Afterthoughts: A Few of My Favorite Things

I heart HONOLULU Magazine.

One of my favorite moments of working for HONOLULU Magazine was that sunny day in the summer of 2010 when I got a tour of the H-3 Freeway Control Center for a story I was writing, “Places You Can’t Go.” (The unspoken subtext of the headline was, “…But I Can.”)

 

SEE ALSO: 10 Places You Can’t Go in Hawai‘i

 

Two state Department of Transportation employees took me up to the roof level of one of the exhaust-fan buildings clinging to the side of the Ko‘olau Mountains on the windward side of the Tetsuo Harano Tunnels, a spot that initially looked like a plain concrete rooftop, until they walked over to one of the walls and swung open an unassuming gray door. Oh, man. The door opened up into thin air, nothing but a stunning panoramic of the Ha‘ikū Valley beyond. It might as well have been a view into Narnia, for the jolt it gave me.

  H-3 Control Center

PHOTO: MICHAEL KEANY

 

My time at HONOLULU has been full of days like these.

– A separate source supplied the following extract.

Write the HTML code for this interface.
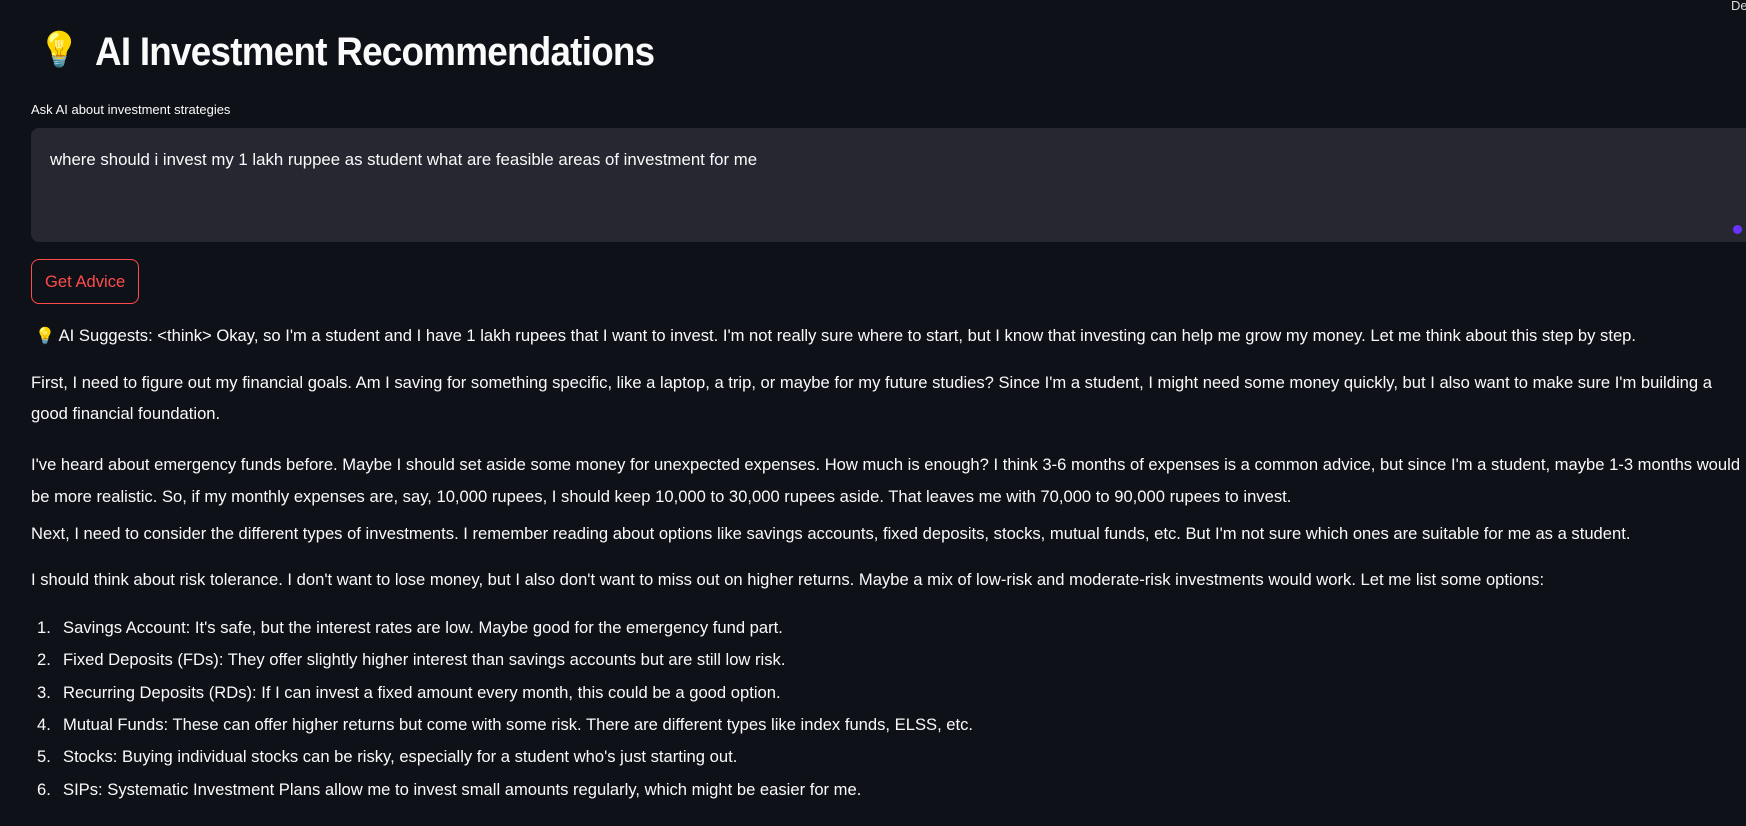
<!DOCTYPE html>
<html><head><meta charset="utf-8"><style>
html,body{margin:0;padding:0;background:#0e1117;width:1746px;height:826px;overflow:hidden;font-family:"Liberation Sans",sans-serif;color:#fafafa}
.a{position:absolute;white-space:nowrap}
.t{font-size:16.6px;line-height:20px}
h1{position:absolute;left:95px;top:30px;margin:0;font-size:40px;font-weight:bold;letter-spacing:-0.8px;white-space:nowrap;transform:scaleX(0.92);transform-origin:0 0}
</style></head><body>
<div class="a" style="left:1731px;top:-2px;font-size:13px;color:#ddd">De</div>
<div class="a" style="left:38px;top:30px;font-size:34px">💡</div>
<h1>AI Investment Recommendations</h1>
<div class="a" style="left:31px;top:102px;font-size:13px">Ask AI about investment strategies</div>
<div class="a" style="left:31px;top:128px;width:1740px;height:114px;background:#262730;border-radius:8px"></div>
<div class="a" style="left:50px;top:150px;font-size:16.8px;line-height:20px">where should i invest my 1 lakh ruppee as student what are feasible areas of investment for me</div>
<div class="a" style="left:1733px;top:225px;width:9px;height:9px;border-radius:50%;background:#6a32ff"></div>
<div class="a" style="left:31px;top:259px;width:108px;height:45px;border:1px solid #ff4b4b;border-radius:8px;box-sizing:border-box"></div>
<div class="a t" style="left:45px;top:272px;color:#ff4b4b">Get Advice</div>

<div class="a t" style="left:35px;top:326px"><span style="font-size:16px">💡</span> AI Suggests: &lt;think&gt; Okay, so I'm a student and I have 1 lakh rupees that I want to invest. I'm not really sure where to start, but I know that investing can help me grow my money. Let me think about this step by step.</div>
<div class="a t" style="left:31px;top:373px">First, I need to figure out my financial goals. Am I saving for something specific, like a laptop, a trip, or maybe for my future studies? Since I'm a student, I might need some money quickly, but I also want to make sure I'm building a</div>
<div class="a t" style="left:31px;top:404px">good financial foundation.</div>
<div class="a t" style="left:31px;top:455px">I've heard about emergency funds before. Maybe I should set aside some money for unexpected expenses. How much is enough? I think 3-6 months of expenses is a common advice, but since I'm a student, maybe 1-3 months would</div>
<div class="a t" style="left:31px;top:487px">be more realistic. So, if my monthly expenses are, say, 10,000 rupees, I should keep 10,000 to 30,000 rupees aside. That leaves me with 70,000 to 90,000 rupees to invest.</div>
<div class="a t" style="left:31px;top:524px">Next, I need to consider the different types of investments. I remember reading about options like savings accounts, fixed deposits, stocks, mutual funds, etc. But I'm not sure which ones are suitable for me as a student.</div>
<div class="a t" style="left:31px;top:570px">I should think about risk tolerance. I don't want to lose money, but I also don't want to miss out on higher returns. Maybe a mix of low-risk and moderate-risk investments would work. Let me list some options:</div>

<div class="a t" style="left:37px;top:618px">1.</div><div class="a t" style="left:63px;top:618px">Savings Account: It's safe, but the interest rates are low. Maybe good for the emergency fund part.</div>
<div class="a t" style="left:37px;top:650px">2.</div><div class="a t" style="left:63px;top:650px">Fixed Deposits (FDs): They offer slightly higher interest than savings accounts but are still low risk.</div>
<div class="a t" style="left:37px;top:683px">3.</div><div class="a t" style="left:63px;top:683px">Recurring Deposits (RDs): If I can invest a fixed amount every month, this could be a good option.</div>
<div class="a t" style="left:37px;top:715px">4.</div><div class="a t" style="left:63px;top:715px">Mutual Funds: These can offer higher returns but come with some risk. There are different types like index funds, ELSS, etc.</div>
<div class="a t" style="left:37px;top:747px">5.</div><div class="a t" style="left:63px;top:747px">Stocks: Buying individual stocks can be risky, especially for a student who's just starting out.</div>
<div class="a t" style="left:37px;top:780px">6.</div><div class="a t" style="left:63px;top:780px">SIPs: Systematic Investment Plans allow me to invest small amounts regularly, which might be easier for me.</div>
</body></html>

I’ve sat shotgun in a helicopter with no doors and buzzed down the Kāhala coastline, just yards above the water, so we could shoot photos of otherwise inaccessible mansions. I’ve rambled along Moloka‘i back roads, reporting on a controversial proposed development that the island’s residents would eventually shut down handily. I’ve interviewed infamous local graffiti writers to ask them why they spray up city walls. (The thrill, mostly, and the fame, it turns out.) I’ve eaten, on the magazine’s tab, a prix fixe extravaganza at Chef Mavro that to this day ranks among my top gustatory mind-blowers. I’ve gotten flown out for an overnight stay on the USS Abraham Lincoln aircraft carrier while it was parked far enough off Hawai‘i to be out of sight of any land. The sheer G-force of landing and taking off from that tiny floating runway, with the help of hooks and catapults, is probably as close as I’ll ever get to feeling like an astronaut.

 

Don’t get me wrong, I’ve enjoyed the in-office days just as much as the outdoor adventures. It’s such a pleasure to work with talented, witty, creative people, especially when we’re in the middle of assembling a kick-ass magazine story. I’ve always loved getting to be first eyes on a fresh, raw draft of a feature, and then, by editing it, helping to make it even better. And then brainstorming a pile of groanworthy puns in search of the perfect headline. And then seeing the amazing photography and illustrations that take a story to new, unforeseen levels. Even catching a tiny typo in proof or arguing about the singular they—it’s a thing, look it up—is great. It’s all so satisfying!

 

Dang, as I recount all these perks of working for HONOLULU Magazine, I’m almost starting to second-guess myself. But, no, after helping to put together 15 years of this wonderful publication, I’m moving on to a new adventure, in a new office just a few blocks down the road. I’m hanging up my position as executive editor to work as a writer with the Hawai‘i state Office of the Auditor. It’s exciting to look forward to novel and different challenges, but I’m also taking a look back and feeling grateful to everyone I’ve worked with along the way.

 

There are too many to list, of course, but I do need to especially thank my editors. There are few things as precious to a writer as a good editor, and I’ve been lucky enough so far to have had three. John Heckathorn hired me straight out of UH Mānoa, and shaped me into a writer, and I’ll forever strive to even get close to the impossibly high bar he set. A. Kam Napier, with his wit, skepticism and genuine love for the city, showed me what a really great magazine story could be, not to mention the joys of a sharply worded, solidly grounded critique. And Robbie Dingeman has brought to the magazine such an influx of new wisdom, energy and skill from her varied career in newspapers, television and elsewhere that I’m still learning from her on a daily basis.

 

Farewell columns are tough for writers—there’s an urge to bring them to a rousing finale that encompasses your entire career and pierces the hearts of readers. Fortunately, I get to wrap this one up with an anticlimax: I’ll be writing a few more Afterthoughts, to help with the transition. So, on that note, aloha, and I’ll see you next month!